Zeee

 Vanmiddag stond op het leitje van de red­dingbrigade: 'Temperatuur zeewater 13 graden'. Waarheen nog? Het is al laat, de drank is bijna op, het feest sterft. In Den Haag was het stilzwijgende antwoord 'naar de zee'. Het wordt koud, de stelletjes die zich gevormd hebben warmen zich aan elkaar en schuilen in hun jaskragen. Eenmaal aan de duinrand is er altijd een jongen die verhalen vertelt waar gedempt om wordt gelachen tot het stil wordt en alleen het geluid van de branding en het zicht op de onein­digheid, de einder overbl­ijft. Het was Johnny van Doorn die het vastlegde door het woordje zee met drie e's te spellen: 'zeee'. Zo sprak hij het ook uit: 'zeee'.

 Het wordt al licht.

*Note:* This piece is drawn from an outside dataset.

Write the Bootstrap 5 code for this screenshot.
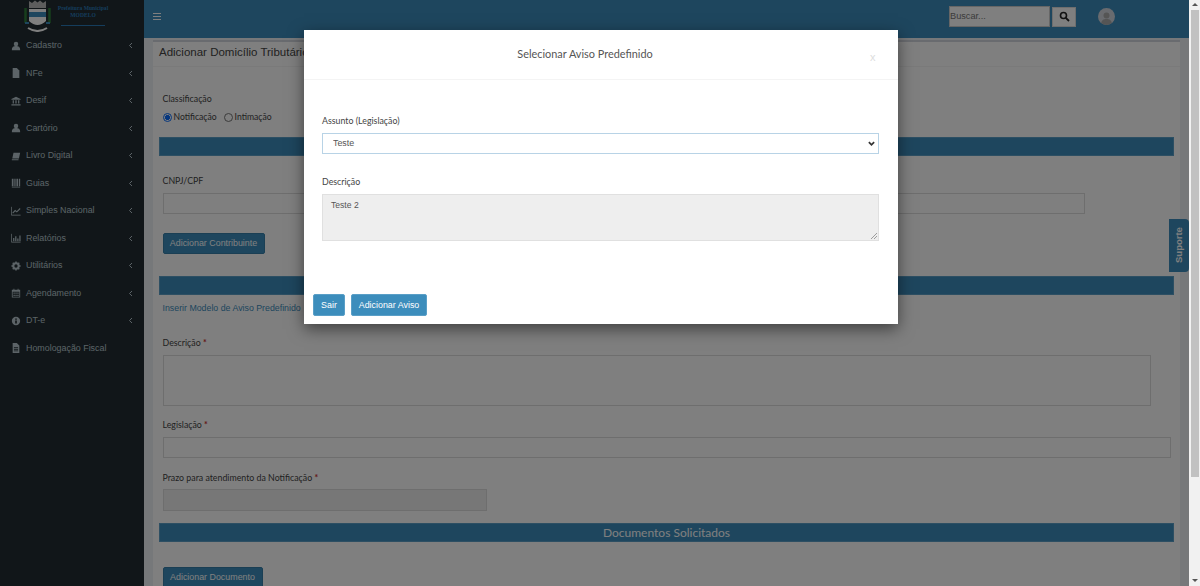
<!DOCTYPE html>
<html lang="pt-BR">
<head>
<meta charset="utf-8">
<title>Selecionar Aviso Predefinido</title>
<link href="https://cdn.jsdelivr.net/npm/bootstrap@5.3.0/dist/css/bootstrap.min.css" rel="stylesheet">
<style>
html,body{height:586px;overflow:hidden;margin:0}
body{font-family:"Liberation Sans",Arial,sans-serif;background:#ecf0f5;color:#333;font-size:12px}
.shell{height:586px}
.stage{position:relative;overflow:hidden;width:1189px;height:586px;flex:none}
.vbar{width:11px;height:586px;background:#f1f1f1;padding:3px 0 3px 2px}
.vthumb{width:8px;height:467px;background:#c1c1c1;margin-top:4px}
.arrow-up,.arrow-dn{width:0;height:0;border-left:3px solid transparent;border-right:3px solid transparent;margin-left:1px}
.arrow-up{border-bottom:3px solid #555}
.arrow-dn{border-top:3px solid #555;margin-top:auto;margin-bottom:1px}
.side{width:144px;height:586px;background:#222d32;flex:none}
.brand{height:32px;flex:none;padding-left:24px}
.brand svg{flex:none}
.brand-txt{color:#2a7ab8;font-size:5.6px;line-height:7px;font-weight:700;text-align:center;width:54px;margin-left:5px;padding-top:5px;font-family:"Liberation Serif",serif;white-space:nowrap}
.brand-rule{height:1px;background:#2a7ab8;width:44px;margin:6px auto 0}
.menu-row{height:27.5px;flex:none;padding-left:11px;padding-right:10px;color:#b8c7ce;font-size:8.9px}
.menu-row svg{width:10px;height:10px;flex:none;fill:#b8c7ce}
.menu-row span{margin-left:5px}
.menu-row svg.caret{margin-left:auto;width:7px;height:7px}
.topbar{height:38px;flex:none;background:#3c8dbc;padding:0 0 5px 9px}
.search-inp{width:101px;height:21px;background:#fff;border:1px solid #ccc;font-size:9.2px;padding:0;color:#777;line-height:19px}
.search-btn{width:24px;height:20px;background:#fff;border:1px solid #ddd;margin-left:2px}
.avatar{width:17px;height:17px;border-radius:50%;background:#d2d6de;margin-left:22px;overflow:hidden;margin-right:74px}
.body-area{padding:2px 9px 0 9px;flex:none}
.box{background:#fff;border-top:2px solid #d2d6de;height:600px}
.box-title{height:25px;padding-left:6px;padding-bottom:3px;font-size:11.5px;color:#444;border-bottom:1px solid #f4f4f4}
.lbl{font-family:Lato,"Noto Sans",sans-serif;font-size:8.8px;color:#444;font-weight:400;margin:0;line-height:13px}
.req{color:#c9302c;font-weight:700}
.radio-row{font-family:Lato,"Noto Sans",sans-serif;font-size:8.6px;color:#444;margin:5.5px 0 0 0;height:14px;gap:2px}
.radio-dot{width:9px;height:9px;border-radius:50%;border:1px solid #777;display:inline-block;flex:none;background:#fff}
.radio-dot.on{border:1px solid #0d6efd;background:radial-gradient(circle,#0d6efd 45%,#fff 50%)}
.radio-next{margin-left:5px}
.banner{background:#3c8dbc;height:19px;border:1px solid #5a9fc7;color:#fff;font-size:12px;text-align:center;line-height:17px;font-family:Lato,"Noto Sans",sans-serif;margin:0 6px}
.ctl{border:1px solid #ddd;background:#fff;height:21px;margin:0}
.pad-x{padding-left:9.5px}
.btn-azul{background:#3c8dbc;color:#fff;border:1px solid #367fa9;border-radius:2px;font-size:8.9px;padding:0;height:21px;line-height:19px;display:block}
.link-modelo{color:#3c8dbc;font-size:8.8px;line-height:12px;display:block}
.suporte{position:absolute;right:0;top:219px;width:20px;height:53px;background:#3c8dbc;border-radius:4px 0 0 4px;color:#fff;font-size:9.5px;font-weight:700;writing-mode:vertical-rl;transform:rotate(180deg);text-align:center;line-height:20px}
.veil{position:absolute;inset:0;background:#000;opacity:.5;z-index:10}
.dlg{position:absolute;left:304px;top:30px;width:594px;height:294px;background:#fff;z-index:20;box-shadow:0 5px 15px rgba(0,0,0,.5)}
.dlg-head{height:50px;border-bottom:1px solid #f4f4f4;position:relative;text-align:center;padding:16px 32px 0 0;font-family:Lato,"Noto Sans",sans-serif;font-size:10.9px;color:#555;line-height:16px}
.dlg-x{position:absolute;left:566px;top:20px;color:#ddd;font-size:11px;line-height:14px;font-family:"Liberation Sans",sans-serif}
.dlg-body{padding:34px 19px 0 18px}
.dlg-sel{height:21px;border:1px solid #b8d3e6;font-size:8.9px;color:#555;padding:0 0 0 10px;border-radius:0;background-image:url("data:image/svg+xml,%3csvg xmlns='http://www.w3.org/2000/svg' viewBox='0 0 16 16'%3e%3cpath fill='none' stroke='%23333' stroke-width='4' d='M2 5l6 6 6-6'/%3e%3c/svg%3e");background-position:right 3px center;background-size:7px 7px;margin-top:6px;line-height:19px}
.dlg-area{height:47px;background:#eee;border:1px solid #e0e0e0;color:#555;font-size:8.6px;line-height:12px;padding:4px 8px;margin-top:6px;position:relative}
.grip{position:absolute;right:1px;bottom:1px;width:7px;height:7px}
.dlg-foot{padding-left:9px;margin-top:53px;gap:6px}
.btn-dlg{background:#3c8dbc;color:#fff;border:1px solid #5a9fc7;border-radius:2px;font-size:8.9px;height:22px;line-height:20px;padding:0}
</style>
</head>
<body>
<div class="shell d-flex">
<div class="stage d-flex">
  <aside class="side d-flex flex-column">
    <div class="brand d-flex">
      <svg width="27" height="32" viewBox="0 0 27 32">
        <path d="M1.500 8v15M25.500 8v15" stroke="#2f7d3a" stroke-width="2.500" fill="none"/>
        <path d="M5 9h17v12q-8.500 8-17 0z" fill="#fff"/>
        <rect x="5" y="12" width="17" height="5" fill="#3c8dbc"/>
        <path d="M5 1l3 2 3-2.500 2.500 2 2.500-2 3 2.500 3-2v7H5z" fill="#bbb"/>
        <path d="M1 23h4M22 23h4" stroke="#3c8dbc" stroke-width="2"/>
        <path d="M4 28q9.500 6 19 0" stroke="#fff" stroke-width="2" fill="none"/>
      </svg>
      <div class="brand-txt">Prefeitura Municipal<br>MODELO<div class="brand-rule"></div></div>
    </div>
    <div class="menu-row d-flex align-items-center"><svg viewBox="0 0 12 12"><circle cx="6" cy="3.500" r="2.700"/><path d="M1 11c0-4 2-5 5-5s5 1 5 5z"/></svg><span>Cadastro</span><svg class="caret" viewBox="0 0 7 7"><path d="M5 1L2.500 3.500 5 6" stroke="#b8c7ce" fill="none"/></svg></div>
    <div class="menu-row d-flex align-items-center"><svg viewBox="0 0 12 12"><path d="M2 0h5l3 3v9H2z"/></svg><span>NFe</span><svg class="caret" viewBox="0 0 7 7"><path d="M5 1L2.500 3.500 5 6" stroke="#b8c7ce" fill="none"/></svg></div>
    <div class="menu-row d-flex align-items-center"><svg viewBox="0 0 12 12"><path d="M6 1l5.500 2.500v1H.5v-1zM2 5h1.500v4H2zM5.200 5h1.600v4H5.200zM8.500 5H10v4H8.500zM.5 10h11v1.500H.5z"/></svg><span>Desif</span><svg class="caret" viewBox="0 0 7 7"><path d="M5 1L2.500 3.500 5 6" stroke="#b8c7ce" fill="none"/></svg></div>
    <div class="menu-row d-flex align-items-center"><svg viewBox="0 0 12 12"><circle cx="6" cy="3.500" r="2.700"/><path d="M1 11c0-4 2-5 5-5s5 1 5 5z"/></svg><span>Cartório</span><svg class="caret" viewBox="0 0 7 7"><path d="M5 1L2.500 3.500 5 6" stroke="#b8c7ce" fill="none"/></svg></div>
    <div class="menu-row d-flex align-items-center"><svg viewBox="0 0 12 12"><path d="M3 2h8l-1.500 7H1.500zM1 10h8v1H1z"/></svg><span>Livro Digital</span><svg class="caret" viewBox="0 0 7 7"><path d="M5 1L2.500 3.500 5 6" stroke="#b8c7ce" fill="none"/></svg></div>
    <div class="menu-row d-flex align-items-center"><svg viewBox="0 0 12 12"><path d="M1 1h2v9H1zM4 1h1.500v9H4zM6.500 1h2v9h-2zM9.500 1h1.500v9H9.500zM1 10.500h10v1H1z"/></svg><span>Guias</span><svg class="caret" viewBox="0 0 7 7"><path d="M5 1L2.500 3.500 5 6" stroke="#b8c7ce" fill="none"/></svg></div>
    <div class="menu-row d-flex align-items-center"><svg viewBox="0 0 12 12"><path d="M.5 1v10h11" stroke="#b8c7ce" fill="none"/><path d="M2 8.500l3-3 2 1.500 4-4" stroke="#b8c7ce" stroke-width="1.300" fill="none"/></svg><span>Simples Nacional</span><svg class="caret" viewBox="0 0 7 7"><path d="M5 1L2.500 3.500 5 6" stroke="#b8c7ce" fill="none"/></svg></div>
    <div class="menu-row d-flex align-items-center"><svg viewBox="0 0 12 12"><path d="M.5 1v10h11" stroke="#b8c7ce" fill="none"/><path d="M2.500 6h1.500v4H2.500zM5 4h1.500v6H5zM7.500 6.500H9V10H7.500zM10 3h1.500v7H10z"/></svg><span>Relatórios</span><svg class="caret" viewBox="0 0 7 7"><path d="M5 1L2.500 3.500 5 6" stroke="#b8c7ce" fill="none"/></svg></div>
    <div class="menu-row d-flex align-items-center"><svg viewBox="0 0 12 12"><circle cx="6" cy="6" r="3.200" fill="none" stroke="#b8c7ce" stroke-width="2.400"/><path d="M6 .5v11M.5 6h11M2.100 2.100l7.800 7.800M9.900 2.100l-7.800 7.800" stroke="#b8c7ce" stroke-width="1.800" stroke-dasharray="2 7 2" fill="none"/></svg><span>Utilitários</span><svg class="caret" viewBox="0 0 7 7"><path d="M5 1L2.500 3.500 5 6" stroke="#b8c7ce" fill="none"/></svg></div>
    <div class="menu-row d-flex align-items-center"><svg viewBox="0 0 12 12"><path d="M1 2h2V.800h1V2h4V.800h1V2h2v9.500H1zM2 4.500v6h8v-6z" fill-rule="evenodd"/><path d="M3 5.500h1.500v1.500H3zM5.300 5.500h1.500v1.500H5.300zM7.600 5.500h1.500v1.500H7.600zM3 8h1.500v1.500H3zM5.300 8h1.500v1.500H5.300zM7.600 8h1.500v1.500H7.600z"/></svg><span>Agendamento</span><svg class="caret" viewBox="0 0 7 7"><path d="M5 1L2.500 3.500 5 6" stroke="#b8c7ce" fill="none"/></svg></div>
    <div class="menu-row d-flex align-items-center"><svg viewBox="0 0 12 12"><path fill-rule="evenodd" d="M6 1a5 5 0 1 0 0 10A5 5 0 0 0 6 1zM5 3h2v1.500H5zM5 5.500h2V9H5z"/></svg><span>DT-e</span><svg class="caret" viewBox="0 0 7 7"><path d="M5 1L2.500 3.500 5 6" stroke="#b8c7ce" fill="none"/></svg></div>
    <div class="menu-row d-flex align-items-center"><svg viewBox="0 0 12 12"><path fill-rule="evenodd" d="M2 0h5l3 3v9H2zM3.500 5v1h5V5zM3.500 7v1h5V7zM3.500 9v1h5V9z"/></svg><span>Homologação Fiscal</span></div>
  </aside>
  <div class="flex-grow-1 d-flex flex-column">
    <header class="topbar d-flex align-items-center">
      <svg width="8" height="7" viewBox="0 0 8 7"><path d="M0 .5h8M0 3.500h8M0 6.500h8" stroke="#fff" stroke-width="1"/></svg>
      <div class="search-inp ms-auto">Buscar...</div>
      <div class="search-btn d-flex align-items-center justify-content-center"><svg width="11" height="11" viewBox="0 0 11 11"><circle cx="4.500" cy="4.500" r="3" fill="none" stroke="#222" stroke-width="1.600"/><path d="M6.800 6.800L10 10" stroke="#222" stroke-width="1.800"/></svg></div>
      <div class="avatar"><svg width="17" height="17" viewBox="0 0 17 17"><circle cx="8.500" cy="6.500" r="3" fill="#aaa"/><path d="M3 16c0-5 2.500-6 5.500-6s5.500 1 5.500 6z" fill="#aaa"/></svg></div>
    </header>
    <div class="body-area">
      <section class="box">
        <div class="box-title d-flex align-items-center">Adicionar Domicílio Tributário</div>
        <div class="pad-x" style="padding-top:24.5px">
          <p class="lbl">Classificação</p>
          <div class="radio-row d-flex align-items-center"><i class="radio-dot on"></i>Notificação <i class="radio-dot radio-next"></i>Intimação</div>
        </div>
        <div class="banner" style="margin-top:13px"></div>
        <div class="pad-x">
          <p class="lbl" style="margin-top:17.5px">CNPJ/CPF</p>
          <div class="ctl" style="margin-top:6.5px;width:922px"></div>
          <button class="btn btn-azul" style="margin-top:19px;width:102px">Adicionar Contribuinte</button>
        </div>
        <div class="banner" style="margin-top:22px"></div>
        <div class="pad-x">
          <a class="link-modelo text-decoration-none" style="margin-top:7px">Inserir Modelo de Aviso Predefinido</a>
          <p class="lbl" style="margin-top:21.5px">Descrição <span class="req">*</span></p>
          <div class="ctl" style="height:51.5px;margin-top:6px;width:988px"></div>
          <p class="lbl" style="margin-top:11.5px">Legislação <span class="req">*</span></p>
          <div class="ctl" style="margin-top:6.5px;width:1008px"></div>
          <p class="lbl" style="margin-top:12.5px">Prazo para atendimento da Notificação <span class="req">*</span></p>
          <div class="ctl" style="margin-top:5.5px;width:324px;background:#eee;height:22px"></div>
        </div>
        <div class="banner" style="margin-top:12px">Documentos Solicitados</div>
        <div class="pad-x">
          <button class="btn btn-azul" style="margin-top:25px;width:100px">Adicionar Documento</button>
        </div>
      </section>
    </div>
  </div>
  <div class="suporte">Suporte</div>
  <div class="veil"></div>
  <div class="dlg">
    <div class="dlg-head">Selecionar Aviso Predefinido<span class="dlg-x">x</span></div>
    <div class="dlg-body">
      <label class="lbl d-block">Assunto (Legislação)</label>
      <select class="form-select dlg-sel"><option>Teste</option></select>
      <label class="lbl d-block" style="margin-top:21px">Descrição</label>
      <div class="dlg-area">Teste 2<svg class="grip" viewBox="0 0 7 7"><path d="M1 7l6-6M4 7l3-3" stroke="#888" stroke-width=".8"/></svg></div>
    </div>
    <div class="dlg-foot d-flex">
      <button class="btn btn-dlg" style="width:32px">Sair</button>
      <button class="btn btn-dlg" style="width:76px">Adicionar Aviso</button>
    </div>
  </div>
</div>
<div class="vbar d-flex flex-column"><div class="arrow-up"></div><div class="vthumb"></div><div class="arrow-dn"></div></div>
</div>
<script src="https://cdn.jsdelivr.net/npm/bootstrap@5.3.0/dist/js/bootstrap.bundle.min.js"></script>
</body>
</html>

Op de tentoonstelling 'Aan zee' in het Haags Gemeentemuseum hangen foto‘s van Stephan Vanfleteren van de Zeeuwse kust onder de kop ‘Verlangen naar verstilling’. Erik Lindner schreef er dit gedicht:

 ‘Einderstrepen die de zee de lucht in trekken/ strepen in zee

de zon ligt in de kom van de wolken/ die haar vorm ontnemen

paarden stapvoets in een rij op het zand/ strandpalen tot diep in het water met op elk hoofd een vogel

een schip in het wit van zijn schuim/ de lichtstippen op mijn ooglid

vrachtschepen die het water van zich wegduwen

zandbanken in de baai/ golven die ernaast aanspoelen

krekels in het helmgras/ voetsporen waarvan de hielen de harde laag zand openbreken

zand met maar enkele schelpen/ in elkaar uitlopende vlekken op de zee.’